The α‑hemolysin heptamer forms a mushroom‑shaped pore with a 100‑Å long, 14–46‑Å diameter solvent‑filled channel and a 14‑strand antiparallel β‑barrel whose interior is hydrophilic and exterior hydrophobic. The 1.9‑Å crystal structure confirms the heptameric stoichiometry, demonstrates that a glycine‑rich, solvent‑exposed region of a soluble protein can self‑assemble into a defined transmembrane β‑barrel pore, and offers insights into membrane interaction and transport of β‑barrel toxins.

Abstract

The structure of the Staphylococcus aureus α-hemolysin pore has been determined to 1.9 Å resolution.
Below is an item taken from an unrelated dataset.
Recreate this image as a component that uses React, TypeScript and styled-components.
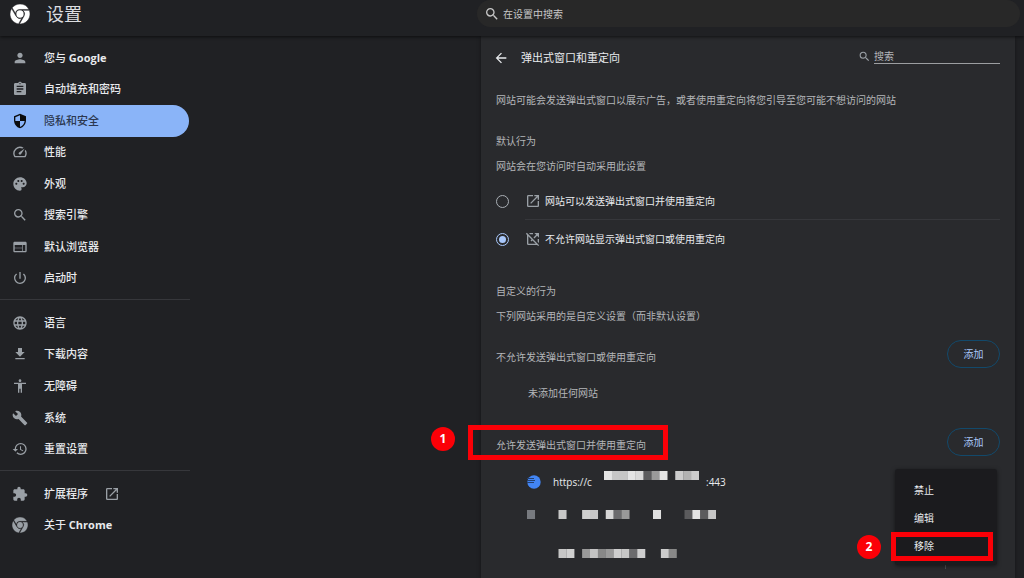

Contained within the mushroom-shaped homo-oligomeric heptamer is a solvent-filled channel, 100 Å in length, that runs along the sevenfold axis and ranges from 14 Å to 46 Å in diameter. The lytic, transmembrane domain comprises the lower half of a 14-strand antiparallel β barrel, to which each protomer contributes two β strands, each 65 Å long. The interior of the β barrel is primarily hydrophilic, and the exterior has a hydrophobic belt 28 Å wide. The structure proves the heptameric subunit stoichiometry of the α-hemolysin oligomer, shows that a glycine-rich and solvent-exposed region of a water-soluble protein can self-assemble to form a transmembrane pore of defined structure, and provides insight into the principles of membrane interaction and transport activity of β barrel pore-forming toxins.